What to produce – What follows is a listing; give it again exactly, in its entirety.

Dataset extract –
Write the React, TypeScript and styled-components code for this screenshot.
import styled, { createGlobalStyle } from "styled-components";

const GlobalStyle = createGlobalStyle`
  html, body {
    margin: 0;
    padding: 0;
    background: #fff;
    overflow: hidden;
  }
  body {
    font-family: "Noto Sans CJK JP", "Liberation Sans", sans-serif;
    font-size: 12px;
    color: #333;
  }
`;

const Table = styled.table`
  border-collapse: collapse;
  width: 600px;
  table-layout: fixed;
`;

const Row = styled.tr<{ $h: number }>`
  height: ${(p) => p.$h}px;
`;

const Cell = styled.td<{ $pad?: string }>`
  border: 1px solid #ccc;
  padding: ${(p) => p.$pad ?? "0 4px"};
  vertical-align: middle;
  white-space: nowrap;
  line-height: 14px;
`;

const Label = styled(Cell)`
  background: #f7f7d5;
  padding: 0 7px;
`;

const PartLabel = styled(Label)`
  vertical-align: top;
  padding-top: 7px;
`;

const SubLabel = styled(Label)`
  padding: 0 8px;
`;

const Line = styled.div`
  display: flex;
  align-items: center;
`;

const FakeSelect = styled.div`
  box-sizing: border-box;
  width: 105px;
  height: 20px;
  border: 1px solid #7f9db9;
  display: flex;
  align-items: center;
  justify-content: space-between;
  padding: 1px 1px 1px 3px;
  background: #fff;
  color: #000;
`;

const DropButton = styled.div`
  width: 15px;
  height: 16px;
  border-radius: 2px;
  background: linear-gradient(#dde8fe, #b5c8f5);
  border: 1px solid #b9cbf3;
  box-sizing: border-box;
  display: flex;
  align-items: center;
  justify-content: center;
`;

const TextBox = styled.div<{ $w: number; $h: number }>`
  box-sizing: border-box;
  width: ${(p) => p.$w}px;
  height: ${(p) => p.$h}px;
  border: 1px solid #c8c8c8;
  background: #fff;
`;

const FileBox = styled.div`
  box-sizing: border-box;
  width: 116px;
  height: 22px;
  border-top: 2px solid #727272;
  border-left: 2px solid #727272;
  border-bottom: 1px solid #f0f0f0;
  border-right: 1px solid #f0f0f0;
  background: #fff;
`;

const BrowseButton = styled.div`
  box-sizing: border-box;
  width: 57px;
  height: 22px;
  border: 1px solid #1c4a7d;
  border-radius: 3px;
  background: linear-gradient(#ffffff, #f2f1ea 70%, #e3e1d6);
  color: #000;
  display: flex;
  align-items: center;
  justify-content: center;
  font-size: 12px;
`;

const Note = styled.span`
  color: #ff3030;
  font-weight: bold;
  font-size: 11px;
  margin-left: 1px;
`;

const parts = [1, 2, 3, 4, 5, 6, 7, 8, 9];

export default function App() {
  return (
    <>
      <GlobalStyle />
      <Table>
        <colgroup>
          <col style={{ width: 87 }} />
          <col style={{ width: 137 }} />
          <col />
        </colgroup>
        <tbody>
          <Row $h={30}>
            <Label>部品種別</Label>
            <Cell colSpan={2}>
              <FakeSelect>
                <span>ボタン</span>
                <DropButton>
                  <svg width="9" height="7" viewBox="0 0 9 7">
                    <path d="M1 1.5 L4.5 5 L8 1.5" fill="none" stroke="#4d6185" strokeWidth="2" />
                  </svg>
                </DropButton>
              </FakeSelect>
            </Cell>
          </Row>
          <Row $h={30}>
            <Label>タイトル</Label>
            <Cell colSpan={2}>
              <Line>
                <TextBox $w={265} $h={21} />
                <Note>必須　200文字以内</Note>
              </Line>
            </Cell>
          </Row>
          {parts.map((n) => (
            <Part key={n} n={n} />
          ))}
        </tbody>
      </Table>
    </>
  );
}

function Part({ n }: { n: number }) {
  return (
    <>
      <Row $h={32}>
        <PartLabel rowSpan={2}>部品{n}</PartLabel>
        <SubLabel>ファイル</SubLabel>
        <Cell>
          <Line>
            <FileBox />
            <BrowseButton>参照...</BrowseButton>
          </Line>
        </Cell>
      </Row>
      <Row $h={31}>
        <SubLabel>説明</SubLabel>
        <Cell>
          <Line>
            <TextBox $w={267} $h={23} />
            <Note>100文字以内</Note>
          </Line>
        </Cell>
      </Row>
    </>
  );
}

Solution to the exercise –
Write the React, TypeScript and styled-components code for this screenshot.
import styled, { createGlobalStyle } from "styled-components";

const GlobalStyle = createGlobalStyle`
  html, body {
    margin: 0;
    padding: 0;
    background: #fff;
    overflow: hidden;
  }
  body {
    font-family: "Noto Sans CJK JP", "Liberation Sans", sans-serif;
    font-size: 12px;
    color: #333;
  }
`;

const Table = styled.table`
  border-collapse: collapse;
  width: 600px;
  table-layout: fixed;
`;

const Row = styled.tr<{ $h: number }>`
  height: ${(p) => p.$h}px;
`;

const Cell = styled.td<{ $pad?: string }>`
  border: 1px solid #ccc;
  padding: ${(p) => p.$pad ?? "0 4px"};
  vertical-align: middle;
  white-space: nowrap;
  line-height: 14px;
`;

const Label = styled(Cell)`
  background: #f7f7d5;
  padding: 0 7px;
`;

const PartLabel = styled(Label)`
  vertical-align: top;
  padding-top: 7px;
`;

const SubLabel = styled(Label)`
  padding: 0 8px;
`;

const Line = styled.div`
  display: flex;
  align-items: center;
`;

const FakeSelect = styled.div`
  box-sizing: border-box;
  width: 105px;
  height: 20px;
  border: 1px solid #7f9db9;
  display: flex;
  align-items: center;
  justify-content: space-between;
  padding: 1px 1px 1px 3px;
  background: #fff;
  color: #000;
`;

const DropButton = styled.div`
  width: 15px;
  height: 16px;
  border-radius: 2px;
  background: linear-gradient(#dde8fe, #b5c8f5);
  border: 1px solid #b9cbf3;
  box-sizing: border-box;
  display: flex;
  align-items: center;
  justify-content: center;
`;

const TextBox = styled.div<{ $w: number; $h: number }>`
  box-sizing: border-box;
  width: ${(p) => p.$w}px;
  height: ${(p) => p.$h}px;
  border: 1px solid #c8c8c8;
  background: #fff;
`;

const FileBox = styled.div`
  box-sizing: border-box;
  width: 116px;
  height: 22px;
  border-top: 2px solid #727272;
  border-left: 2px solid #727272;
  border-bottom: 1px solid #f0f0f0;
  border-right: 1px solid #f0f0f0;
  background: #fff;
`;

const BrowseButton = styled.div`
  box-sizing: border-box;
  width: 57px;
  height: 22px;
  border: 1px solid #1c4a7d;
  border-radius: 3px;
  background: linear-gradient(#ffffff, #f2f1ea 70%, #e3e1d6);
  color: #000;
  display: flex;
  align-items: center;
  justify-content: center;
  font-size: 12px;
`;

const Note = styled.span`
  color: #ff3030;
  font-weight: bold;
  font-size: 11px;
  margin-left: 1px;
`;

const parts = [1, 2, 3, 4, 5, 6, 7, 8, 9];

export default function App() {
  return (
    <>
      <GlobalStyle />
      <Table>
        <colgroup>
          <col style={{ width: 87 }} />
          <col style={{ width: 137 }} />
          <col />
        </colgroup>
        <tbody>
          <Row $h={30}>
            <Label>部品種別</Label>
            <Cell colSpan={2}>
              <FakeSelect>
                <span>ボタン</span>
                <DropButton>
                  <svg width="9" height="7" viewBox="0 0 9 7">
                    <path d="M1 1.5 L4.5 5 L8 1.5" fill="none" stroke="#4d6185" strokeWidth="2" />
                  </svg>
                </DropButton>
              </FakeSelect>
            </Cell>
          </Row>
          <Row $h={30}>
            <Label>タイトル</Label>
            <Cell colSpan={2}>
              <Line>
                <TextBox $w={265} $h={21} />
                <Note>必須　200文字以内</Note>
              </Line>
            </Cell>
          </Row>
          {parts.map((n) => (
            <Part key={n} n={n} />
          ))}
        </tbody>
      </Table>
    </>
  );
}

function Part({ n }: { n: number }) {
  return (
    <>
      <Row $h={32}>
        <PartLabel rowSpan={2}>部品{n}</PartLabel>
        <SubLabel>ファイル</SubLabel>
        <Cell>
          <Line>
            <FileBox />
            <BrowseButton>参照...</BrowseButton>
          </Line>
        </Cell>
      </Row>
      <Row $h={31}>
        <SubLabel>説明</SubLabel>
        <Cell>
          <Line>
            <TextBox $w={267} $h={23} />
            <Note>100文字以内</Note>
          </Line>
        </Cell>
      </Row>
    </>
  );
}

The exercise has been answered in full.